Given request
Write out, word for word, the stretch of lines beginning at the one with "What Vue 3 code" and ending at the one with "['Default', 'blue', 'house', 'snow', 'forest', 'Metro']", omitting the images.

── Record extracts

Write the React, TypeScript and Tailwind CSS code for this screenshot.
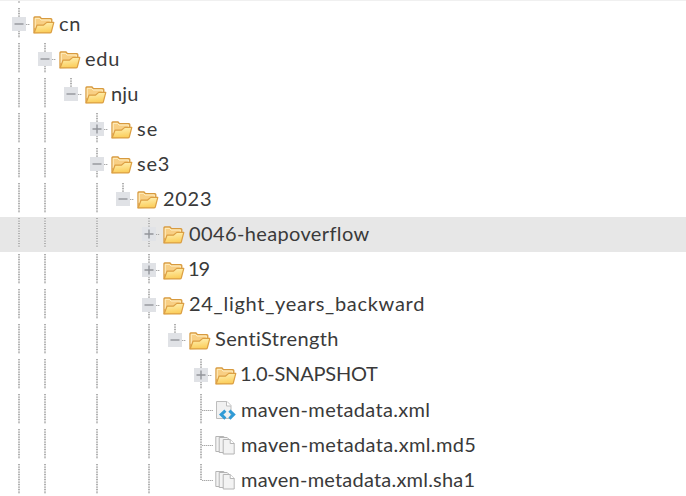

────
── Record extracts

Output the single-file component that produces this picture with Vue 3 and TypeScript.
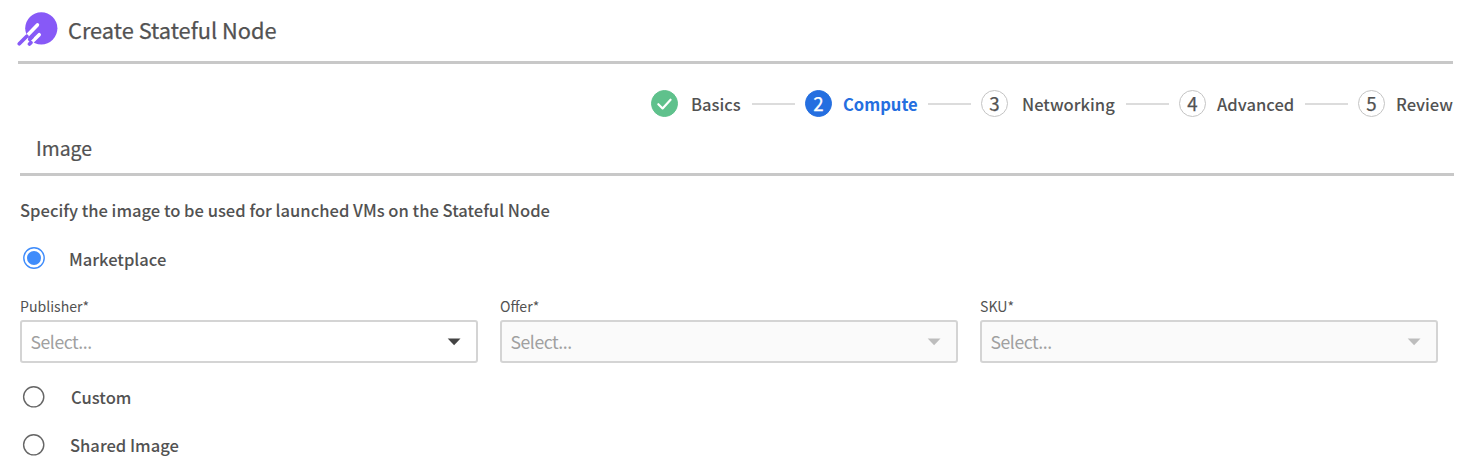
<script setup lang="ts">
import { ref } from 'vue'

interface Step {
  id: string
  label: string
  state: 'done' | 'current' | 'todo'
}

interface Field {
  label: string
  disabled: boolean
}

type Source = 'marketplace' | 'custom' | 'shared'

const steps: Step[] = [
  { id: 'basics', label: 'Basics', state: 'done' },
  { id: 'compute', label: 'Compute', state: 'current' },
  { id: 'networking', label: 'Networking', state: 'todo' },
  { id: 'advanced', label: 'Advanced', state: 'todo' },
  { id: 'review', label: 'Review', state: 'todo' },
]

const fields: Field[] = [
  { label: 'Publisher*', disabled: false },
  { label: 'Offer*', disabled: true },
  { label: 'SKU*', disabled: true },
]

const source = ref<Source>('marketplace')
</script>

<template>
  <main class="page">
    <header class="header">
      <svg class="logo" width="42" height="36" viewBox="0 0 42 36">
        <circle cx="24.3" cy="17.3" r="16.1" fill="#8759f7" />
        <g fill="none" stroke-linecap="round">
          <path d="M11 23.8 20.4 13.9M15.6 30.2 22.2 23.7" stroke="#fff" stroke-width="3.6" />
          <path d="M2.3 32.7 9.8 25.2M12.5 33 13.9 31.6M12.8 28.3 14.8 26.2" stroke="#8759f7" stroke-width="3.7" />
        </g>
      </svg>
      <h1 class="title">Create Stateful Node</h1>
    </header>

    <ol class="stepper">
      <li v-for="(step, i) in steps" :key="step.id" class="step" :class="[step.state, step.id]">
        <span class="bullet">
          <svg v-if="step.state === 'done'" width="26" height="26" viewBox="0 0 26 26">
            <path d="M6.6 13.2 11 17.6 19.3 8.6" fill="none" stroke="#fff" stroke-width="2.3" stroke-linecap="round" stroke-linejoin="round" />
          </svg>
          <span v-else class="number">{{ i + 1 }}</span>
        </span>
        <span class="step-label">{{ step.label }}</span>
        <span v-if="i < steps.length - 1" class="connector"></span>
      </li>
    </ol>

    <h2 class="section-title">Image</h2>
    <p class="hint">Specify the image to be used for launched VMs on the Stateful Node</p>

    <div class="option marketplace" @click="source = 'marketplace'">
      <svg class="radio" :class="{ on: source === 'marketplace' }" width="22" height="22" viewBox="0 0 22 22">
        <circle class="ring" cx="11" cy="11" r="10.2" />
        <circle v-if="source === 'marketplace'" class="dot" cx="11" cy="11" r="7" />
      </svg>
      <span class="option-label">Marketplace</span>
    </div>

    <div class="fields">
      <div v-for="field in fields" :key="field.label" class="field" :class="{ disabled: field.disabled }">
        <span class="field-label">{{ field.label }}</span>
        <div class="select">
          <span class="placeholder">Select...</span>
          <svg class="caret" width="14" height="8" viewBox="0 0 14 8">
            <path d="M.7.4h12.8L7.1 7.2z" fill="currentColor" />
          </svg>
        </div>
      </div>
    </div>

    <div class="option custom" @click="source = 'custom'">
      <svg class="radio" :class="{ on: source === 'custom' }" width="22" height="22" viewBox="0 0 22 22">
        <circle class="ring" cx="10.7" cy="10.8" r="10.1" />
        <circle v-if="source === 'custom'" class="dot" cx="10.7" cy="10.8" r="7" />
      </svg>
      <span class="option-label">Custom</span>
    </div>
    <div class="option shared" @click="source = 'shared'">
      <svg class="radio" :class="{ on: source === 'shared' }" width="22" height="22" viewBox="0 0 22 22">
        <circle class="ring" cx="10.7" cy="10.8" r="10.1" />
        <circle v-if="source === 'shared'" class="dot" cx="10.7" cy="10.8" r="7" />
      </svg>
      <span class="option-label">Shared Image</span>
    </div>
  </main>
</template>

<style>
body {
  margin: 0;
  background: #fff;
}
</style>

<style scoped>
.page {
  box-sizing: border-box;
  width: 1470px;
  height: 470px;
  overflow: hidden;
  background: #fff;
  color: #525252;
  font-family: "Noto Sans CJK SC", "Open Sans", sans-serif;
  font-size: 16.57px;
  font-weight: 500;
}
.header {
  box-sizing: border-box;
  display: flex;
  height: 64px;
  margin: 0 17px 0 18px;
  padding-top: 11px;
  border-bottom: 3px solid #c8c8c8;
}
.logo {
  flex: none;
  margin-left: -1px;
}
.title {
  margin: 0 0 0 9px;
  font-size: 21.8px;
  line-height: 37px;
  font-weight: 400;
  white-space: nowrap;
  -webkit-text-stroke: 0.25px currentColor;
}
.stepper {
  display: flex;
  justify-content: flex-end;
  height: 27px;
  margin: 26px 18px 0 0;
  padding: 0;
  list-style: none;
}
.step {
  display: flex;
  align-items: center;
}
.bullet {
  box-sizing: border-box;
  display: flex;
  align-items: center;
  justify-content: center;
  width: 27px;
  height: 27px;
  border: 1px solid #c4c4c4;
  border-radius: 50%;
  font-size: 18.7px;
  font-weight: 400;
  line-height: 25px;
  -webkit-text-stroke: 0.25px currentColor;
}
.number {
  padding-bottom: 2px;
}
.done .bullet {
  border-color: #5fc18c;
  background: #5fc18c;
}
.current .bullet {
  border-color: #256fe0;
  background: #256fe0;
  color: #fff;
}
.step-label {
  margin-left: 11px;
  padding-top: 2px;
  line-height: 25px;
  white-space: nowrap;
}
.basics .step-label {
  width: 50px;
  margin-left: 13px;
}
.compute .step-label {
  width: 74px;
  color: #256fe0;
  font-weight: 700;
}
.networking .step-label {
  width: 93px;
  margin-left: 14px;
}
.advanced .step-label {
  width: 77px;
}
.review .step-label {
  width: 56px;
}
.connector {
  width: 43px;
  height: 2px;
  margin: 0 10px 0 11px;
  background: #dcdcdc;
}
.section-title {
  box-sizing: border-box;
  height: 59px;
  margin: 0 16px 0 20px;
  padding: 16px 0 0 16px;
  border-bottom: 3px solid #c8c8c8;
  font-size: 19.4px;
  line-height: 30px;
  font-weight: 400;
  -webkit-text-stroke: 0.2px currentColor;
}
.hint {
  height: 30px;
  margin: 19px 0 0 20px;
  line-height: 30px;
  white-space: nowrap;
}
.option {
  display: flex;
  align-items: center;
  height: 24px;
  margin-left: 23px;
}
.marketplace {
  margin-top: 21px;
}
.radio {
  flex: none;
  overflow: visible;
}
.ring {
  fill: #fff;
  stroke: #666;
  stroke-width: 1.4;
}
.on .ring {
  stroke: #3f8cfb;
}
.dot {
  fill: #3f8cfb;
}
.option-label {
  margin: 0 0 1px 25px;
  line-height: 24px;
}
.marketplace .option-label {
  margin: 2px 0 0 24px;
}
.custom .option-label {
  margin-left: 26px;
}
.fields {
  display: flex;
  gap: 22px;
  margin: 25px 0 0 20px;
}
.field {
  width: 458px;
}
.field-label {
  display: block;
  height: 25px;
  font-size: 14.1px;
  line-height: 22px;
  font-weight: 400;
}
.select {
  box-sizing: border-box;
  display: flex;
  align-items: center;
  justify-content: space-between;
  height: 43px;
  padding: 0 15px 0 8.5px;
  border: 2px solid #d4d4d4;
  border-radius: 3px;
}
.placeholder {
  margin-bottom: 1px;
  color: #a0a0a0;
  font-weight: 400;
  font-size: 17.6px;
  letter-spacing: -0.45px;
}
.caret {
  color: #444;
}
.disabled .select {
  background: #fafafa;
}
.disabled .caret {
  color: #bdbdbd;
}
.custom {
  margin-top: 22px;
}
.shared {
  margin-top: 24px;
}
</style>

────
── Record extracts

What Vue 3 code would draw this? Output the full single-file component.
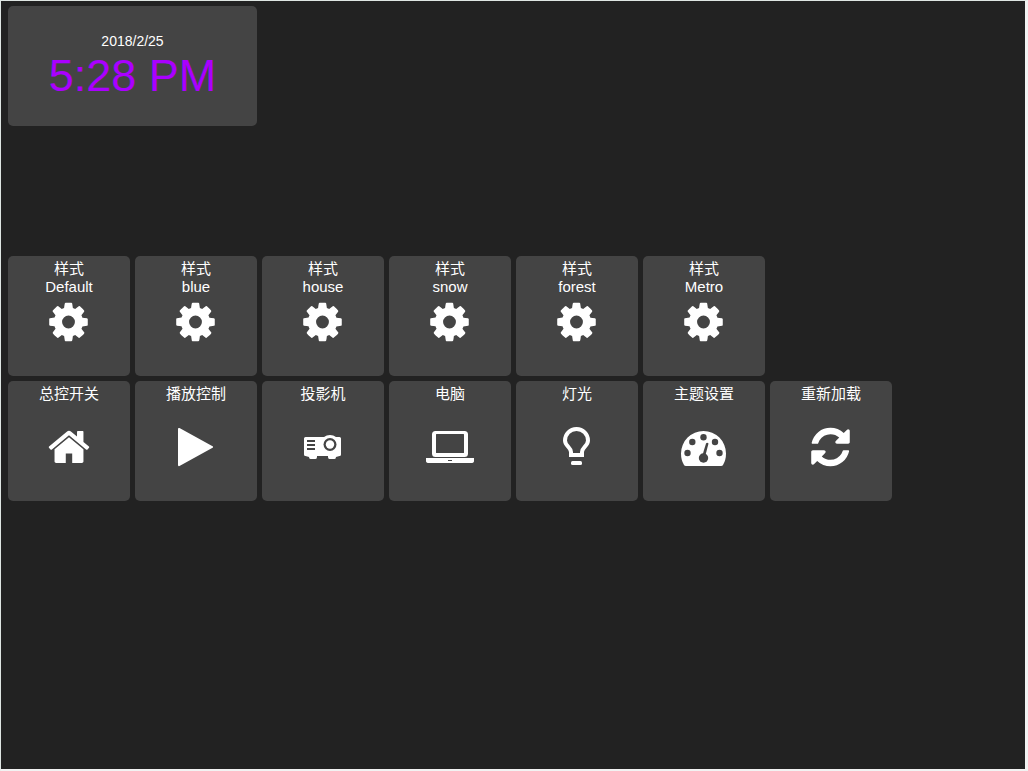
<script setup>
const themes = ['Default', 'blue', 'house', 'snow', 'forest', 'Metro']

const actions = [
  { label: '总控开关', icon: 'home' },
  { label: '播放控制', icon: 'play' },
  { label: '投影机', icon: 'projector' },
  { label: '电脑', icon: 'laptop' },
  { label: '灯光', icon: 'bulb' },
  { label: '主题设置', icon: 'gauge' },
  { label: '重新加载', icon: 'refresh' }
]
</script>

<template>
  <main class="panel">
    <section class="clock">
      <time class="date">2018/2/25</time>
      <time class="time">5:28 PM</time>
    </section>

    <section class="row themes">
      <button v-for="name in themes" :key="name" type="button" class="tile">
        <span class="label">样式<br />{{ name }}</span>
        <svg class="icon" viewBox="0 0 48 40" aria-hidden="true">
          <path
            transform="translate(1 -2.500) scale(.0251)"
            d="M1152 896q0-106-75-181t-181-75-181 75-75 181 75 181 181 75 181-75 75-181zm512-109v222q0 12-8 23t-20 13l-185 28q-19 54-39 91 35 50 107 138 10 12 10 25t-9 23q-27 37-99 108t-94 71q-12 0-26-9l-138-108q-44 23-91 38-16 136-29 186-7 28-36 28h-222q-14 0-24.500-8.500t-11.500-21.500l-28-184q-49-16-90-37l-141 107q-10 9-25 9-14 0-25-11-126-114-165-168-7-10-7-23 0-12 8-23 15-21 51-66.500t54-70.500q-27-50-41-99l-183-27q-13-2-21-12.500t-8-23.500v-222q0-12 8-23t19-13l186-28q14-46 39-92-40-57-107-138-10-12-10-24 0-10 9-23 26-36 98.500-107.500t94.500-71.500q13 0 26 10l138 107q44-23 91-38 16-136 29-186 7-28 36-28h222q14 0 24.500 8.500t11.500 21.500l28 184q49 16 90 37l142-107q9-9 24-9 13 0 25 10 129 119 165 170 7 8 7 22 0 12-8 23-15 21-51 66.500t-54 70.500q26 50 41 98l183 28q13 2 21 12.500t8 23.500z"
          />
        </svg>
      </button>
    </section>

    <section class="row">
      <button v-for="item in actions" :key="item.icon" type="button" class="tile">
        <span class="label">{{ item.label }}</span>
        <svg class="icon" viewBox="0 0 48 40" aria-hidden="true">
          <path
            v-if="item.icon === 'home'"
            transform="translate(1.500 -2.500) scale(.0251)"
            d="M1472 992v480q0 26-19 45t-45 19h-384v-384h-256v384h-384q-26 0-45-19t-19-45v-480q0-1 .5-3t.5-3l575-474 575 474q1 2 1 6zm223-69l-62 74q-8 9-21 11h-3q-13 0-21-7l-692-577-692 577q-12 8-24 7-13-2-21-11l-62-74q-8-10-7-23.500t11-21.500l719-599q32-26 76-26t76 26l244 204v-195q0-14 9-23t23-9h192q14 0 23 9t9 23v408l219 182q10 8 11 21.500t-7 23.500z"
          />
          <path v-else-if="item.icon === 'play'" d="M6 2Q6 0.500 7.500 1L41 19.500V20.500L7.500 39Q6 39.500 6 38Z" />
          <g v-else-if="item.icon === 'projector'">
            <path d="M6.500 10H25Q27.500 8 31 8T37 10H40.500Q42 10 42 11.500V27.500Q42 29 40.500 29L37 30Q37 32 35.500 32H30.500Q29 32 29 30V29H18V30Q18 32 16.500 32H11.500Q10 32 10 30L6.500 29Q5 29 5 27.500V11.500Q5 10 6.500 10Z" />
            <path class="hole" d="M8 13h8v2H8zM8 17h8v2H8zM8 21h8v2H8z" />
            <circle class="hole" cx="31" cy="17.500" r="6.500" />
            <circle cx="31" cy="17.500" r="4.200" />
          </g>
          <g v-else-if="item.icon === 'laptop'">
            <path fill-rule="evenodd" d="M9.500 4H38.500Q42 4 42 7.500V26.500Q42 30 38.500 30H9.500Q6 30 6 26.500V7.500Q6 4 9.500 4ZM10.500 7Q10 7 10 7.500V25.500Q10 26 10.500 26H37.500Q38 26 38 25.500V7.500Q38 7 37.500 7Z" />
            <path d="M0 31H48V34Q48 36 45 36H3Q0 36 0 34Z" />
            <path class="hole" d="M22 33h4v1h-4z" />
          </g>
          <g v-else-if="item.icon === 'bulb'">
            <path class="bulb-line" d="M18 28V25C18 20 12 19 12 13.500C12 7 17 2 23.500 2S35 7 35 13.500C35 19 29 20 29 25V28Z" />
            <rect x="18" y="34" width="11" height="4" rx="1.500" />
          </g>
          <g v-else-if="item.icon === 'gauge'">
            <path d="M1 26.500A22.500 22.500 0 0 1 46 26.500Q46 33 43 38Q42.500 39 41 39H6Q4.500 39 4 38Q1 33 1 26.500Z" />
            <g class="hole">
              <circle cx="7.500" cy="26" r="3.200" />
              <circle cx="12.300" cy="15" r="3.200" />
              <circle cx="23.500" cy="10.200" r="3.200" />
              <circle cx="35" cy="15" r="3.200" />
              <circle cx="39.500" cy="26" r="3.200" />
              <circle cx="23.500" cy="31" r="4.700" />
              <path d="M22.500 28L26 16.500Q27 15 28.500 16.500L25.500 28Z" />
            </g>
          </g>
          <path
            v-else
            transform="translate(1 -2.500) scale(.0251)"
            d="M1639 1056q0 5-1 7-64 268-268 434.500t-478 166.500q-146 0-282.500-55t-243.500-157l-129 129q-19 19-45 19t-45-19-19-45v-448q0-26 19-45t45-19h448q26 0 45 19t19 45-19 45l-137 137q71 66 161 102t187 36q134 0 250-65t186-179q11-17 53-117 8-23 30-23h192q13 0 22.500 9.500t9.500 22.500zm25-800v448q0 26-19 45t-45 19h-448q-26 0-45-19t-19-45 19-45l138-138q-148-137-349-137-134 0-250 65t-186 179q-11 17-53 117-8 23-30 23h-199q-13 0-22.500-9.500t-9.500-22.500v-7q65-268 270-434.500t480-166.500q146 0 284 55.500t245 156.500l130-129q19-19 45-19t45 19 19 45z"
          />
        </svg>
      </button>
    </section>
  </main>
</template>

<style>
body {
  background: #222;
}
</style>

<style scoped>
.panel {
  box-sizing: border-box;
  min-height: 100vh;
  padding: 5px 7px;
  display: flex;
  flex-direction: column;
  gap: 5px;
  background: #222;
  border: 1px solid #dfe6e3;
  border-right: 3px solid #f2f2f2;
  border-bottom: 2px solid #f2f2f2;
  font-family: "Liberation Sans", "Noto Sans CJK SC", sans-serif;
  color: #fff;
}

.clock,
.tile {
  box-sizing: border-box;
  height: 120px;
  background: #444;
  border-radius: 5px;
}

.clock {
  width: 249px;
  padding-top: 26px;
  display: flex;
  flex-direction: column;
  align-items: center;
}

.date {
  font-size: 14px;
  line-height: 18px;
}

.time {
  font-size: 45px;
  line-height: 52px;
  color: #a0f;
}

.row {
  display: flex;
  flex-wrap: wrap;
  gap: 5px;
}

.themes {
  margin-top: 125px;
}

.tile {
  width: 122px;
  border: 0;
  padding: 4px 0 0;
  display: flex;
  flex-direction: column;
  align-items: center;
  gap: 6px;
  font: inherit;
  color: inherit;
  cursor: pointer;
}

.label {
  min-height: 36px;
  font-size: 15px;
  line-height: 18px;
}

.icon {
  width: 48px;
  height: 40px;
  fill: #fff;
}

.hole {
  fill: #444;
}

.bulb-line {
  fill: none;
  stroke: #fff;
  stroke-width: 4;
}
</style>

────

Solution for this exercise
What Vue 3 code would draw this? Output the full single-file component.
<script setup>
const themes = ['Default', 'blue', 'house', 'snow', 'forest', 'Metro']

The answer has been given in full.